MR. GREGORY: Mm-hmm.
MR. ZANDI: Unemployment's 7.2 percent. So is 750 billion, a trillion going to be enough to jump-start the economy, to get the private sector back in the game?

MR. GREGORY: The issue of impact, Mark Zandi, speaks to some of the risk of how long it takes. This is how The New York Times reported it Saturday: "The risk is that Obama and the Congress will weigh down their effort with measures that cost many billions of dollars but may not have much impact on economic activity. Tax breaks, for example, usually produce less than $1" worth "of stimulus for every dollar they cost, economists say. Spending on public construction projects, like highways and bridges, produces the most economic activity--but there's a limit to how many projects are `shovel-ready,' and even those take time to generate jobs and ripple through the economy."

MR. ZANDI: But we, but we have no choice. We really don't. I mean, if we don't do something like this, a stimulus package, a foreclosure mitigation plan, the economy is going to slide away. Unemployment is going to rise into the double digits and we're going to lose tax revenues as a result and the deficit's going to be even larger than otherwise.
MR. GIGOT: But, Mark, don't you think that monetary policy is very powerful here? I mean, Christina Romer, who's the president's economic adviser now, she has written in 1994 that fiscal actions have relatively small effects. The big bang for the buck is monetary policy.
MR. ZANDI: In normal times I would agree with you, Paul, but this--the link between the Fed and the economy runs through the financial system. The financial system is literally broken. There--if--you can provide as much cash as you want; but you don't get credit, you don't get it done.

MR. GIGOT: I mean, if you're borrowing it for aircraft carriers like Reagan did to win the Cold War, you get a big payoff down the road. If you're doing it for tax cuts that really stimulate and drive private investment, and in two or three years' time bring the economy back, great. But if it goes to pork, if it goes to green jobs that may sound good in the short term but may not have a market response or a market for them, then it's a waste.

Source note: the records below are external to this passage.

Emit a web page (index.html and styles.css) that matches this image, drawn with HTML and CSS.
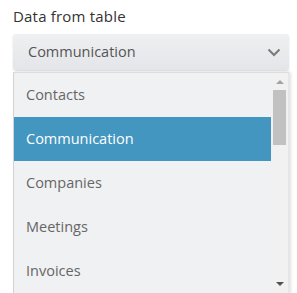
FILE: index.html
```html
<!DOCTYPE html>
<html lang="en">
<head>
    <meta charset="UTF-8">
    <title>Data from table</title>
    <link rel="stylesheet" href="styles.css">
</head>
<body>
    <div class="field">
        <div class="label">Data from table</div>
        <div class="select">
            <span class="value">Communication</span>
            <svg class="chevron" width="14" height="9" viewBox="0 0 14 9">
                <path d="M1.5 1.5 L7 7 L12.5 1.5" fill="none" stroke="#7a7a7a" stroke-width="2"/>
            </svg>
        </div>
        <div class="list">
            <ul class="options">
                <li>Contacts</li>
                <li class="active">Communication</li>
                <li>Companies</li>
                <li>Meetings</li>
                <li>Invoices</li>
            </ul>
            <div class="scrollbar">
                <div class="arrow up"></div>
                <div class="thumb"></div>
                <div class="track"></div>
                <div class="arrow down"></div>
            </div>
        </div>
    </div>
</body>
</html>
```

FILE: styles.css
```css
html, body {
    margin: 0;
    padding: 0;
    background: #fff;
}
body {
    font-family: "Open Sans", "Liberation Sans", sans-serif;
    padding: 6px 8px 0 13px;
    height: 293px;
    box-sizing: border-box;
    overflow: hidden;
}
.label {
    font-size: 15px;
    line-height: 20px;
    letter-spacing: 0.2px;
    color: #333;
    margin-bottom: 8px;
}
.select {
    display: flex;
    align-items: center;
    justify-content: space-between;
    height: 36px;
    padding: 0 8px 0 15px;
    border-radius: 3px;
    background: linear-gradient(#eef0f2, #e3e5e8);
    box-shadow: 0 1px 2px rgba(0, 0, 0, 0.14);
    font-size: 14.5px;
    line-height: 36px;
    color: #555;
}
.chevron {
    display: block;
}
/* drop-down list */
.list {
    display: flex;
    margin-top: 2px;
    height: 221px;
    border-top: 1px solid #dcdcdc;
    border-left: 1px solid #d2d2d2;
    background: #f0f1f3;
    box-shadow: 2px 0 3px rgba(0, 0, 0, 0.12);
    overflow: hidden;
}
.options {
    flex: 1;
    margin: 0;
    padding: 0;
    list-style: none;
}
.options li {
    height: 44px;
    line-height: 44px;
    padding-left: 12px;
    font-size: 14.5px;
    color: #666;
}
.options .active {
    background-color: #4396c0;
    color: #fff;
}
.scrollbar {
    display: flex;
    flex-direction: column;
    align-items: center;
    width: 17px;
    background: #f1f1f1;
    border-right: 1px solid #e6e6e6;
}
.arrow {
    width: 0;
    height: 0;
    border-left: 4px solid transparent;
    border-right: 4px solid transparent;
}
.arrow.up {
    margin-top: 7px;
    border-bottom: 4px solid #a3a3a3;
}
.thumb {
    width: 13px;
    height: 55px;
    margin-top: 6px;
    background: #c1c1c1;
}
.track {
    flex: 1;
}
.arrow.down {
    margin-bottom: 8px;
    border-top: 4px solid #505050;
}
```
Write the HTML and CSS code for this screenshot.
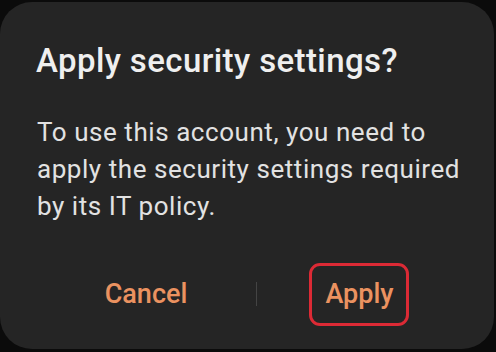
FILE: index.html
```html
<!DOCTYPE html>
<html>
<head>
<meta charset="utf-8">
<link rel="stylesheet" href="styles.css">
</head>
<body>
<div class="dialog">
  <h1 class="title">Apply security settings?</h1>
  <p class="message">To use this account, you need to apply the security settings required by its IT policy.</p>
  <div class="actions">
    <div class="action-cell"><span class="btn">Cancel</span></div>
    <div class="divider"></div>
    <div class="action-cell"><span class="btn btn-highlight">Apply</span></div>
  </div>
</div>
</body>
</html>
```

FILE: styles.css
```css
html, body {
  margin: 0;
  padding: 0;
  background: #0b0b0b;
  width: 496px;
  height: 352px;
  overflow: hidden;
  font-family: Roboto, "Noto Sans", sans-serif;
}
.dialog {
  box-sizing: border-box;
  margin: 2px 2px 0 0;
  width: 494px;
  height: 347px;
  background: #252525;
  border-radius: 32px;
  padding-top: 41px;
  display: flex;
  flex-direction: column;
}
.title {
  margin: 0;
  padding-left: 36px;
  font-size: 33px;
  line-height: 36px;
  letter-spacing: 0.4px;
  font-weight: 500;
  color: #efefef;
}
.message {
  margin: 35px 0 0 0;
  padding: 0 27px 0 37px;
  font-size: 26px;
  line-height: 37px;
  letter-spacing: 0.55px;
  font-weight: 400;
  color: #e2e2e2;
}
.actions {
  margin-top: 36px;
  padding: 0 33px 0 36px;
  display: grid;
  grid-template-columns: 220px 1px 1fr;
  align-items: center;
}
.action-cell {
  display: flex;
  justify-content: center;
  align-items: center;
}
.divider {
  width: 1px;
  height: 24px;
  background: #444;
}
.btn {
  font-size: 27px;
  line-height: 32px;
  font-weight: 500;
  color: #eb9260;
  padding: 14px 16px;
  border: 3px solid transparent;
}
.btn-highlight {
  border-color: #dc2a35;
  border-radius: 11px;
  padding: 12px 12px 13px 13px;
}
```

What still gets me is the ridiculous Republican Talking points that Paul Gigot continues to expound, that Monetary Policy is the answer, and that Tax Cuts (to the wealthy and Corporations) are more effective than any fiscal policy. The real gem was the Paul's glowing and inaccurate description of the benefits of Reagonomics. The fact that the WSJ editorial board seems to only regurgitate Republican ideas and principles, renders the paper virtually worthless, except as a birdcage liner.

Overall, my opinion is that I think Obama has shown his political savviness, in the fact that he already recognizes that most economists believe that the stimulus plan will have to be much bigger, hence it's much easier to start with something smaller and let it grow, as opposed to put something too big on the table that will have Republicans balking. What's ironic, is that after 8 years of deficit spending under a Republican President and a Republican controlled Congress, we suddenly have Republicans growing a conscious about the size of the deficit.